Two new initiatives to open up China's economy have been announced this week
May 27, 2015

China's leaders are stuck between a rock and a hard place. They are desperate to open up its economy to outside capital but at the same time keen to slow the creep of capitalism which they fear may threaten their own grip on power. So China appears to have settled on a piecemeal opening up of its economy to the outside world, illustrated by two new initiatives this week.

On Monday a raft of new infrastructure projects worth an aggregate $318bn (£206bn) was announced as the latest effort by the authorities to shore up the ailing growth rate of the Chinese economy.

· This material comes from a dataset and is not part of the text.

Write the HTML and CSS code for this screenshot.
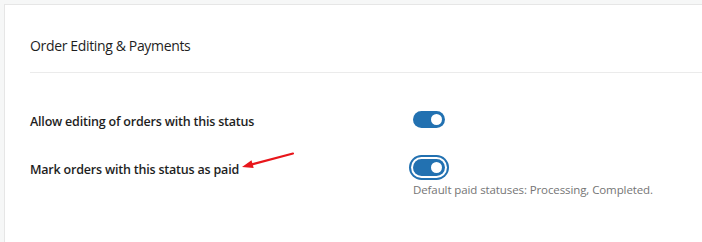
FILE: index.html
```html
<!DOCTYPE html>
<html>
<head>
<meta charset="utf-8">
<link rel="stylesheet" href="styles.css">
</head>
<body>
<div class="page">
  <div class="panel">
    <div class="header"><h2 class="title">Order Editing &amp; Payments</h2></div>
    <div class="rows">
      <div class="label">Allow editing of orders with this status</div>
      <div class="control"><span class="toggle on"><span class="thumb"></span></span></div>
      <div class="label label-arrow"><span>Mark orders with this status as paid</span><span class="anchor"><svg class="arrow" width="56" height="20" viewBox="0 0 56 20"><line x1="53" y1="1.5" x2="11" y2="12.6" stroke="#e8161b" stroke-width="2.2" stroke-linecap="round"/><polygon points="2,15 11.5,8.2 13.7,16" fill="#e8161b"/></svg></span></div>
      <div class="control">
        <span class="toggle on focus"><span class="thumb"></span></span>
        <p class="help">Default paid statuses: Processing, Completed.</p>
      </div>
    </div>
  </div>
</div>
</body>
</html>
```
FILE: styles.css
```css
html, body { margin: 0; padding: 0; }
body { font-family: "Open Sans", "Noto Sans", sans-serif; color: #1e1e1e; }
.page { background: #f6f7f7; height: 242px; padding: 4px 0 0 4px; box-sizing: border-box; }
.panel { background: #fff; border-top: 1px solid #e6e6e6; border-left: 1px solid #e6e6e6; height: 100%; box-sizing: border-box; padding-left: 25px; }
.header { padding: 31px 0 16px; border-bottom: 1px solid #ebebeb; }
.title { margin: 0; font-size: 14px; line-height: 20px; font-weight: 500; letter-spacing: -0.35px; color: #1e1e1e; }
.rows { display: grid; grid-template-columns: 383px 1fr; row-gap: 28px; padding-top: 39px; }
.label { font-size: 12.5px; line-height: 20px; font-weight: 600; letter-spacing: -0.2px; color: #1e1e1e; }
.label-arrow { display: flex; align-items: flex-start; }
.anchor { position: relative; width: 0; height: 20px; }
.arrow { position: absolute; left: 1px; top: -8px; }
.control { display: flex; flex-direction: column; align-items: flex-start; }
.toggle { display: block; width: 32px; height: 17px; border-radius: 9px; background: #2271b1; position: relative; margin-top: -1px; }
.toggle .thumb { position: absolute; width: 11px; height: 11px; border-radius: 50%; background: #fff; top: 3px; right: 3px; }
.toggle.focus { box-shadow: 0 0 0 2px #fff, 0 0 0 4px #2271b1; }
.help { margin: 5px 0 0; font-size: 11.5px; line-height: 18px; color: #757575; letter-spacing: -0.1px; }
```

The government is inviting private investment in the 1,000-plus projects proposed across 23 regions of the country. Projects include infrastructure staples such as road and rail links between cities as well as three new metro projects in Beijing and a number of water-related initiatives.

News of the infrastructure move bolstered share prices on China's main exchanges earlier this week as investors welcomed signs of further government stimulus, with the Shanghai Composite index adding 3.4 per cent on the day. This consolidated what has already been a soaring performance from Chinese shares so far this year - the secondary Shenzen Composite has now more than doubled since the turn of the year and risen 176 per cent in the past 12 months.

The second initiative announced this week saw China deepen its links with Hong Kong by allowing fund management groups based there to sell directly into the Chinese mainland for the first time, a move described by one analyst as the 'Holy Grail' for foreign fund managers. Opening up a potentially huge market, it will bolster major fund managers with a strong Hong Kong presence with 100 funds from Hong Kong already qualified before the 1 July deadline. Those who don't yet have exposure are likely to be on the lookout for partners to get them into the Chinese market, although funds need a 12-month record and at least RMB200m (£32m) in assets under management to qualify. Banks and financial services partners would be the obvious choice, but China's internet giants such as Alibaba could also provide potential distribution channels and Alibaba has already qualified as a third-party seller of funds.

Following the Shanghai-Hong Kong Stock Connect initiative begun in November, the mutual fund recognition further deepens economic ties between China and its 'Special Administrative Region'.